Goal
Do not copy the pictures; transcribe all other material exactly.

Given data
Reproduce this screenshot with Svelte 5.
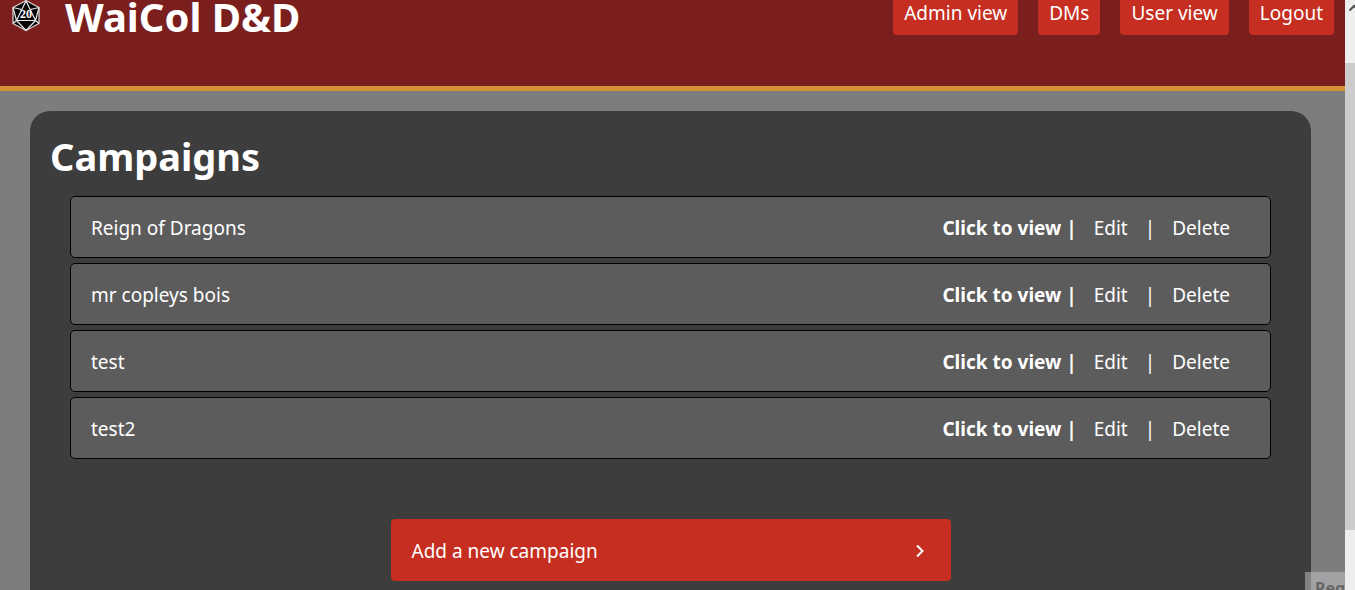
<script>
  const links = ['Admin view', 'DMs', 'User view', 'Logout'];
  const campaigns = ['Reign of Dragons', 'mr copleys bois', 'test', 'test2'];
</script>

<div class="window">
  <div class="page">
    <header>
      <svg class="logo" viewBox="0 0 28 32" aria-hidden="true">
        <path d="M14 0.500 27 7.500V23.500L14 30.500 1 23.500V7.500Z" fill="#050505" stroke="#d8cccc" stroke-width="1.300" stroke-linejoin="round" />
        <path d="M14 1 4.500 20.500H23.500ZM1 7.500 9.500 9.500M27 7.500 18.500 9.500M4.500 20.500 1 23.500M23.500 20.500 27 23.500M4.500 20.500 14 30.500 23.500 20.500M1 7.500 4.500 20.500M27 7.500 23.500 20.500" fill="none" stroke="#e8e8e8" stroke-width="1.200" stroke-linejoin="round" />
        <text x="14" y="18" text-anchor="middle">20</text>
      </svg>
      <h1>WaiCol D&amp;D</h1>
      <nav>
        {#each links as link}
          <a href="#top">{link}</a>
        {/each}
      </nav>
    </header>

    <main>
      <section>
        <h2>Campaigns</h2>
        <ul>
          {#each campaigns as name}
            <li>
              <span class="name">{name}</span>
              <a href="#view"><b>Click to view |</b></a>
              <a class="edit" href="#edit">Edit</a>
              <span class="bar">|</span>
              <a href="#delete">Delete</a>
            </li>
          {/each}
        </ul>
        <button type="button">
          Add a new campaign
          <svg width="8" height="14" viewBox="0 0 8 14" aria-hidden="true">
            <path d="M1 1.500 6.500 7 1 12.500" fill="none" stroke="#fff" stroke-width="2" />
          </svg>
        </button>
      </section>
    </main>
    <div class="notice">Regi</div>
  </div>

  <div class="scroll" aria-hidden="true">
    <svg width="10" height="14" viewBox="0 0 10 14">
      <path d="M4.500 10.500 9 6 13.500 10.500" fill="none" stroke="#505050" stroke-width="2" />
    </svg>
    <div class="thumb"></div>
  </div>
</div>

<style>
  :global(body) {
    margin: 0;
  }

  .window {
    display: flex;
    height: 100vh;
    overflow: hidden;
    font: 19px/26px "Segoe UI", "Noto Sans", "Open Sans", sans-serif;
    color: #fff;
  }

  .page {
    position: relative;
    display: flex;
    flex-direction: column;
    flex: 1;
    min-width: 0;
    overflow: hidden;
    background: #7d7d7d;
  }

  header {
    display: flex;
    flex-shrink: 0;
    align-items: flex-start;
    box-sizing: border-box;
    height: 91px;
    padding: 0 11px 0 12px;
    background: #7a1f1e;
    border-bottom: 5px solid #d69035;
  }

  .logo {
    width: 28px;
    height: 32px;
    margin-right: 25px;
  }

  .logo text {
    font: bold 12px "Liberation Serif", serif;
    fill: #fff;
  }

  h1,
  h2 {
    margin: 0;
    line-height: 34px;
    font-weight: 700;
  }

  h1 {
    font-size: 40px;
  }

  h2 {
    font-size: 38px;
  }

  nav {
    display: flex;
    gap: 20px;
    margin-left: auto;
  }

  a {
    color: inherit;
    text-decoration: none;
    white-space: nowrap;
  }

  nav a {
    padding: 0 11px 9px;
    border-radius: 0 0 4px 4px;
    background: #c52e20;
  }

  main {
    flex: 1 0 auto;
    display: flex;
    padding: 20px 34px 0 30px;
  }

  section {
    flex: 1;
    min-width: 0;
    padding: 28px 20px 30px;
    border-radius: 20px 20px 0 0;
    background: #3d3d3d;
  }

  ul {
    display: grid;
    gap: 5px;
    margin: 23px 20px 60px;
    padding: 0;
    list-style: none;
  }

  li {
    display: flex;
    align-items: center;
    box-sizing: border-box;
    height: 62px;
    padding: 2px 40px 0 20px;
    border: 1px solid #000;
    border-radius: 5px;
    background: #5c5c5c;
  }

  .name {
    margin-right: auto;
  }

  .edit {
    margin-left: 17px;
  }

  .bar {
    margin: 0 17px;
  }

  button {
    display: flex;
    align-items: center;
    justify-content: space-between;
    box-sizing: border-box;
    width: 560px;
    max-width: 100%;
    height: 62px;
    margin: 0 auto;
    padding: 2px 27px 0 21px;
    border: 0;
    border-radius: 4px;
    background: #c52e20;
    color: inherit;
    font: inherit;
  }

  .notice {
    position: absolute;
    right: 0;
    bottom: 0;
    box-sizing: border-box;
    width: 40px;
    height: 18px;
    padding: 4px 0 0 10px;
    overflow: hidden;
    background: rgba(200, 200, 204, 0.5);
    color: #666;
    font-size: 16px;
    line-height: 24px;
    font-weight: 700;
  }

  .scroll {
    display: flex;
    flex-direction: column;
    box-sizing: border-box;
    width: 10px;
    padding-bottom: 60px;
    background: #eee;
  }

  .scroll svg {
    margin-bottom: 49px;
  }

  .thumb {
    flex: 1;
    background: #ccc;
  }
</style>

Problem solution
Reproduce this screenshot with Svelte 5.
<script>
  const links = ['Admin view', 'DMs', 'User view', 'Logout'];
  const campaigns = ['Reign of Dragons', 'mr copleys bois', 'test', 'test2'];
</script>

<div class="window">
  <div class="page">
    <header>
      <svg class="logo" viewBox="0 0 28 32" aria-hidden="true">
        <path d="M14 0.500 27 7.500V23.500L14 30.500 1 23.500V7.500Z" fill="#050505" stroke="#d8cccc" stroke-width="1.300" stroke-linejoin="round" />
        <path d="M14 1 4.500 20.500H23.500ZM1 7.500 9.500 9.500M27 7.500 18.500 9.500M4.500 20.500 1 23.500M23.500 20.500 27 23.500M4.500 20.500 14 30.500 23.500 20.500M1 7.500 4.500 20.500M27 7.500 23.500 20.500" fill="none" stroke="#e8e8e8" stroke-width="1.200" stroke-linejoin="round" />
        <text x="14" y="18" text-anchor="middle">20</text>
      </svg>
      <h1>WaiCol D&amp;D</h1>
      <nav>
        {#each links as link}
          <a href="#top">{link}</a>
        {/each}
      </nav>
    </header>

    <main>
      <section>
        <h2>Campaigns</h2>
        <ul>
          {#each campaigns as name}
            <li>
              <span class="name">{name}</span>
              <a href="#view"><b>Click to view |</b></a>
              <a class="edit" href="#edit">Edit</a>
              <span class="bar">|</span>
              <a href="#delete">Delete</a>
            </li>
          {/each}
        </ul>
        <button type="button">
          Add a new campaign
          <svg width="8" height="14" viewBox="0 0 8 14" aria-hidden="true">
            <path d="M1 1.500 6.500 7 1 12.500" fill="none" stroke="#fff" stroke-width="2" />
          </svg>
        </button>
      </section>
    </main>
    <div class="notice">Regi</div>
  </div>

  <div class="scroll" aria-hidden="true">
    <svg width="10" height="14" viewBox="0 0 10 14">
      <path d="M4.500 10.500 9 6 13.500 10.500" fill="none" stroke="#505050" stroke-width="2" />
    </svg>
    <div class="thumb"></div>
  </div>
</div>

<style>
  :global(body) {
    margin: 0;
  }

  .window {
    display: flex;
    height: 100vh;
    overflow: hidden;
    font: 19px/26px "Segoe UI", "Noto Sans", "Open Sans", sans-serif;
    color: #fff;
  }

  .page {
    position: relative;
    display: flex;
    flex-direction: column;
    flex: 1;
    min-width: 0;
    overflow: hidden;
    background: #7d7d7d;
  }

  header {
    display: flex;
    flex-shrink: 0;
    align-items: flex-start;
    box-sizing: border-box;
    height: 91px;
    padding: 0 11px 0 12px;
    background: #7a1f1e;
    border-bottom: 5px solid #d69035;
  }

  .logo {
    width: 28px;
    height: 32px;
    margin-right: 25px;
  }

  .logo text {
    font: bold 12px "Liberation Serif", serif;
    fill: #fff;
  }

  h1,
  h2 {
    margin: 0;
    line-height: 34px;
    font-weight: 700;
  }

  h1 {
    font-size: 40px;
  }

  h2 {
    font-size: 38px;
  }

  nav {
    display: flex;
    gap: 20px;
    margin-left: auto;
  }

  a {
    color: inherit;
    text-decoration: none;
    white-space: nowrap;
  }

  nav a {
    padding: 0 11px 9px;
    border-radius: 0 0 4px 4px;
    background: #c52e20;
  }

  main {
    flex: 1 0 auto;
    display: flex;
    padding: 20px 34px 0 30px;
  }

  section {
    flex: 1;
    min-width: 0;
    padding: 28px 20px 30px;
    border-radius: 20px 20px 0 0;
    background: #3d3d3d;
  }

  ul {
    display: grid;
    gap: 5px;
    margin: 23px 20px 60px;
    padding: 0;
    list-style: none;
  }

  li {
    display: flex;
    align-items: center;
    box-sizing: border-box;
    height: 62px;
    padding: 2px 40px 0 20px;
    border: 1px solid #000;
    border-radius: 5px;
    background: #5c5c5c;
  }

  .name {
    margin-right: auto;
  }

  .edit {
    margin-left: 17px;
  }

  .bar {
    margin: 0 17px;
  }

  button {
    display: flex;
    align-items: center;
    justify-content: space-between;
    box-sizing: border-box;
    width: 560px;
    max-width: 100%;
    height: 62px;
    margin: 0 auto;
    padding: 2px 27px 0 21px;
    border: 0;
    border-radius: 4px;
    background: #c52e20;
    color: inherit;
    font: inherit;
  }

  .notice {
    position: absolute;
    right: 0;
    bottom: 0;
    box-sizing: border-box;
    width: 40px;
    height: 18px;
    padding: 4px 0 0 10px;
    overflow: hidden;
    background: rgba(200, 200, 204, 0.5);
    color: #666;
    font-size: 16px;
    line-height: 24px;
    font-weight: 700;
  }

  .scroll {
    display: flex;
    flex-direction: column;
    box-sizing: border-box;
    width: 10px;
    padding-bottom: 60px;
    background: #eee;
  }

  .scroll svg {
    margin-bottom: 49px;
  }

  .thumb {
    flex: 1;
    background: #ccc;
  }
</style>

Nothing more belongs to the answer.